The Breakfast Table

Ode to Brian Lamb

Well, since we’re contributing these first items to the “Breakfast Table” sometime after 2 in the afternoon, we’ve avoided the toughest part of the C-SPAN experience. And really, ours was nowhere near as scary as it can get. I think the very worst befell our friend Jonathan Rauch. He was on Washington Journal to boost his book on the ossification of American government, Democracy’s End. It’s an important book about which Jonathan can speak eloquently–but not that morning. It was, you see, Vice Presidents’ Week on C-SPAN, and every time Jonathan worked up a good burst of speed on his book, the interviewer would stop him to flash onto the screen a photograph of a man in a beard and a frock coat. “Can you identify this one?” “Um no,” Jonathan would have to say. “It’s Garret A. Hobart, William McKinley’s first vice president. Can you tell us a little about him?” “Um no,” Jonathan would say again. Ninety more seconds on his book–this time with a noticeably frantic edge to his voice, as if he hoped that by speaking urgently enough he could thwart any further interruptions. Suddenly: “And who’s this?” “No idea,” Jonathan had to confess glumly. “It’s Daniel D. Tompkins, who served under President James Monroe. Let’s do one more before we take some calls …”
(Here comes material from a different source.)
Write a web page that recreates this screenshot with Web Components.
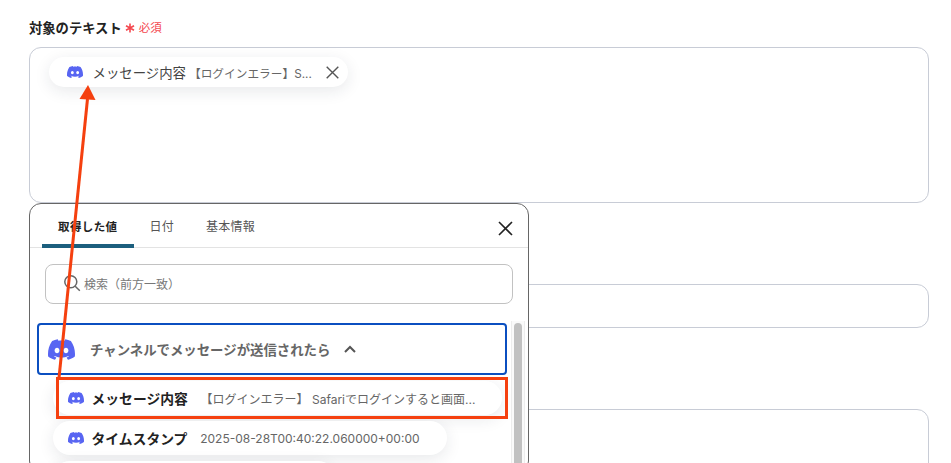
<!DOCTYPE html>
<html lang="ja">
<head>
<meta charset="utf-8">
<title>対象のテキスト</title>
<style>
  html, body { margin: 0; height: 463px; overflow: hidden; background: #fff; }
  body { font-family: Inter, "Noto Sans CJK JP", sans-serif; color: #222; }
</style>
</head>
<body>
<template id="discord-tpl">
  <style>
    :host { display: inline-flex; flex: none; width: var(--size, 16px); color: #5865f2; }
    svg { display: block; width: 100%; height: auto; fill: currentColor; }
  </style>
  <svg viewBox="0 0 24 24"><path d="M20.317 4.3698a19.7913 19.7913 0 00-4.8851-1.5152.0741.0741 0 00-.0785.0371c-.211.3753-.4447.8648-.6083 1.2495-1.8447-.2762-3.68-.2762-5.4868 0-.1636-.3933-.4058-.8742-.6177-1.2495a.077.077 0 00-.0785-.037 19.7363 19.7363 0 00-4.8852 1.515.0699.0699 0 00-.0321.0277C.5334 9.0458-.319 13.5799.0992 18.0578a.0824.0824 0 00.0312.0561c2.0528 1.5076 4.0413 2.4228 5.9929 3.0294a.0777.0777 0 00.0842-.0276c.4616-.6304.8731-1.2952 1.226-1.9942a.076.076 0 00-.0416-.1057c-.6528-.2476-1.2743-.5495-1.8722-.8923a.077.077 0 01-.0076-.1277c.1258-.0943.2517-.1923.3718-.2914a.0743.0743 0 01.0776-.0105c3.9278 1.7933 8.18 1.7933 12.0614 0a.0739.0739 0 01.0785.0095c.1202.099.246.1981.3728.2924a.077.077 0 01-.0066.1276 12.2986 12.2986 0 01-1.873.8914.0766.0766 0 00-.0407.1067c.3604.698.7719 1.3628 1.225 1.9932a.076.076 0 00.0842.0286c1.961-.6067 3.9495-1.5219 6.0023-3.0294a.077.077 0 00.0313-.0552c.5004-5.177-.8382-9.6739-3.5485-13.6604a.061.061 0 00-.0312-.0286zM8.02 15.3312c-1.1825 0-2.1569-1.0857-2.1569-2.419 0-1.3332.9555-2.4189 2.157-2.4189 1.2108 0 2.1757 1.0952 2.1568 2.419 0 1.3332-.9555 2.4189-2.1569 2.4189zm7.9748 0c-1.1825 0-2.1569-1.0857-2.1569-2.419 0-1.3332.9554-2.4189 2.1569-2.4189 1.2108 0 2.1757 1.0952 2.1568 2.419 0 1.3332-.946 2.4189-2.1568 2.4189Z"/></svg>
</template>

<template id="field-tpl">
  <style>
    :host { display: block; }
    .label { display: flex; align-items: center; gap: 3px; height: 20px; margin-bottom: 10px; font-size: 13.3px; font-weight: 700; color: #222; }
    .req { display: none; align-items: center; gap: 4px; font-size: 11.5px; font-weight: 400; color: #f4484f; }
    :host([required]) .req { display: inline-flex; }
    .star { width: 10px; height: 10px; margin-top: 2px; }
    .box { box-sizing: border-box; height: var(--box-h, 44px); padding: 9px 19px; border: 1px solid #c8ccd6; border-radius: 12px; background: #fff; }
  </style>
  <div class="label"><slot name="label"></slot><span class="req"><svg class="star" viewBox="0 0 10 10" stroke="#f4484f" stroke-width="1.6"><path d="M5 .5v9M1 2.7l8 4.6M9 2.7L1 7.3"/></svg>必須</span></div>
  <div class="box"><slot></slot></div>
</template>

<template id="chip-tpl">
  <style>
    :host { display: flex; width: fit-content; }
    .chip { display: flex; align-items: center; box-sizing: border-box; height: var(--chip-h, 34px); width: var(--chip-w, auto); padding: var(--chip-pad, 0 27px 0 15px); border-radius: 20px; background: #fff; box-shadow: 0 4px 16px rgba(30, 35, 60, .1); white-space: nowrap; }
    .name { margin-left: var(--name-gap, 7.5px); font-size: var(--name-size, 13.8px); color: var(--name-color, #222); font-weight: var(--name-weight, 700); }
    .value { margin-left: var(--value-gap, 12.8px); font-size: var(--value-size, 12px); color: #666; }
    .close { display: none; margin-left: 14px; width: 13px; height: 13px; }
    :host([closable]) .close { display: block; }
  </style>
  <div class="chip">
    <x-discord></x-discord>
    <span class="name"><slot name="name"></slot></span>
    <span class="value"><slot name="value"></slot></span>
    <svg class="close" viewBox="0 0 13 13" fill="none" stroke="#555" stroke-width="1.4"><path d="M.7.7l11.6 11.6M12.3.7L.7 12.3"/></svg>
  </div>
</template>

<template id="tabs-tpl">
  <style>
    :host { display: flex; height: 43px; padding: 0 3px; border-bottom: 1px solid #e3e3e3; align-items: stretch; position: relative; }
    .tab { display: flex; align-items: center; padding: 0 16px; font-size: 12px; letter-spacing: .25px; color: #555; height: 43px; box-sizing: border-box; }
    .on { color: #222; font-size: 11.5px; letter-spacing: .4px; font-weight: 700; height: 44px; border-bottom: 4px solid #1c5f7e; border-radius: 4px 4px 0 0; padding-top: 4px; }
    .first { margin-left: 9px; }
    .close { position: absolute; right: 15px; top: 17px; width: 15px; height: 15px; }
  </style>
  <div class="tab on first">取得した値</div>
  <div class="tab">日付</div>
  <div class="tab">基本情報</div>
  <svg class="close" viewBox="0 0 15 15" fill="none" stroke="#222" stroke-width="1.6"><path d="M1 1l13 13M14 1L1 14"/></svg>
</template>

<template id="search-tpl">
  <style>
    :host { display: flex; align-items: center; gap: 3px; box-sizing: border-box; height: 40px; padding: 0 0 2px 17px; border: 1px solid #c2c2c2; border-radius: 8px; background: #fff; font-size: 12px; color: #777; }
    svg { width: 18px; height: 18px; flex: none; }
  </style>
  <svg viewBox="0 0 18 18" fill="none" stroke="#666" stroke-width="1.5"><circle cx="7.8" cy="7.8" r="6"/><path d="M12.2 12.2l4.6 4.6"/></svg>
  <span>検索（前方一致）</span>
</template>

<template id="group-tpl">
  <style>
    :host { display: flex; align-items: center; box-sizing: border-box; height: 52px; padding-left: 9px; border: 2px solid #0b4fc0; border-radius: 4px; background: #fff; --size: 27px; }
    .title { margin-left: 15px; font-size: 13.4px; font-weight: 700; color: #666; }
    svg { margin-left: 14px; width: 12px; height: 8px; }
  </style>
  <x-discord></x-discord>
  <span class="title"><slot></slot></span>
  <svg viewBox="0 0 12 8" fill="none" stroke="#555" stroke-width="2"><path d="M1 7l5-5 5 5"/></svg>
</template>

<template id="popup-tpl">
  <style>
    :host { position: absolute; left: 29px; top: 203px; width: 500px; height: 270px; box-sizing: border-box; border: 1px solid #666; border-radius: 12px; background: #fff; display: block; }
    .search { padding: 16px 15px 19px 15px; }
    .body { display: flex; gap: 4px; padding-left: 7px; padding-right: 3px; }
    .list { flex: 1; min-width: 0; display: flex; flex-direction: column; gap: 6px; }
    .rows { display: flex; flex-direction: column; gap: 6px; padding-left: 16px; }
    .track { box-sizing: border-box; width: 14px; flex: none; margin-top: -2px; border-left: 1px solid #ededed; border-right: 1px solid #ededed; background: #fafafa; display: flex; justify-content: center; padding-top: 2px; }
    .thumb { width: 8px; height: 200px; border-radius: 4px; background: #c1c1c1; }
  </style>
  <x-tabs></x-tabs>
  <div class="search"><x-search></x-search></div>
  <div class="body">
    <div class="list">
      <x-group>チャンネルでメッセージが送信されたら</x-group>
      <div class="rows"><slot></slot></div>
    </div>
    <div class="track"><div class="thumb"></div></div>
  </div>
</template>

<template id="note-tpl">
  <style>
    :host { position: absolute; inset: 0; display: block; pointer-events: none; }
    svg { width: 100%; height: 100%; display: block; }
  </style>
  <svg viewBox="0 0 951 463">
    <rect x="57.5" y="378.5" width="449" height="39" fill="none" stroke="#f5400f" stroke-width="3"/>
    <path d="M59 378L87.5 99" fill="none" stroke="#f5400f" stroke-width="3"/>
    <path d="M88 85L95.5 100L79.5 99Z" fill="#f5400f"/>
  </svg>
</template>

<main-page>
  <x-field required style="--box-h:156px">
    <span slot="label">対象のテキスト</span>
    <x-chip closable style="--chip-h:30px;--chip-pad:0 9px 0 18px;--name-weight:400;--name-color:#444;--name-size:13.4px;--name-gap:9.5px;--value-gap:3px;--value-size:11.7px">
      <span slot="name">メッセージ内容</span>
      <span slot="value">【ログインエラー】S...</span>
    </x-chip>
  </x-field>
  <x-field><span slot="label">&nbsp;</span></x-field>
  <x-field style="--box-h:80px"><span slot="label">&nbsp;</span></x-field>
  <x-popup>
    <x-chip><span slot="name">メッセージ内容</span><span slot="value">【ログインエラー】 Safariでログインすると画面...</span></x-chip>
    <x-chip><span slot="name">タイムスタンプ</span><span slot="value">2025-08-28T00:40:22.060000+00:00</span></x-chip>
    <x-chip style="--chip-w:282px"><span slot="name"></span><span slot="value"></span></x-chip>
  </x-popup>
  <x-note></x-note>
</main-page>

<script>
  class Base extends HTMLElement {
    constructor() {
      super();
      const tpl = document.getElementById(this.constructor.tpl);
      this.attachShadow({ mode: 'open' }).appendChild(tpl.content.cloneNode(true));
    }
  }
  const define = (name, tpl) => customElements.define(name, class extends Base { static tpl = tpl; });

  define('x-discord', 'discord-tpl');
  define('x-field', 'field-tpl');
  define('x-chip', 'chip-tpl');
  define('x-tabs', 'tabs-tpl');
  define('x-search', 'search-tpl');
  define('x-group', 'group-tpl');
  define('x-popup', 'popup-tpl');
  define('x-note', 'note-tpl');

  class MainPage extends HTMLElement {
    constructor() {
      super();
      this.attachShadow({ mode: 'open' }).innerHTML = `
        <style>
          :host { display: flex; flex-direction: column; gap: 51px; position: relative; box-sizing: border-box; height: 463px; overflow: hidden; padding: 17px 22px 0 29px; }
        </style>
        <slot></slot>`;
    }
  }
  customElements.define('main-page', MainPage);
</script>
</body>
</html>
I have to register a protest, though, at your first posting. You are cunningly introducing yourself to the readers of Slate as a cheerful media amateur, when in fact you and I know that while all of my political predictions always turn out wrong (“Well, I think Phil Gramm is a very electable candidate …”), yours always turn out right to the percentage point. Which brings me to something that we probably should mention, which is that we’re filing these exchanges from opposite sides of the continent: I’m inside the Beltway (and therefore by definition out of touch with the real America), while you are in Los Angeles, keeping your fingers on the pulse of the country’s true capital: Hollywood.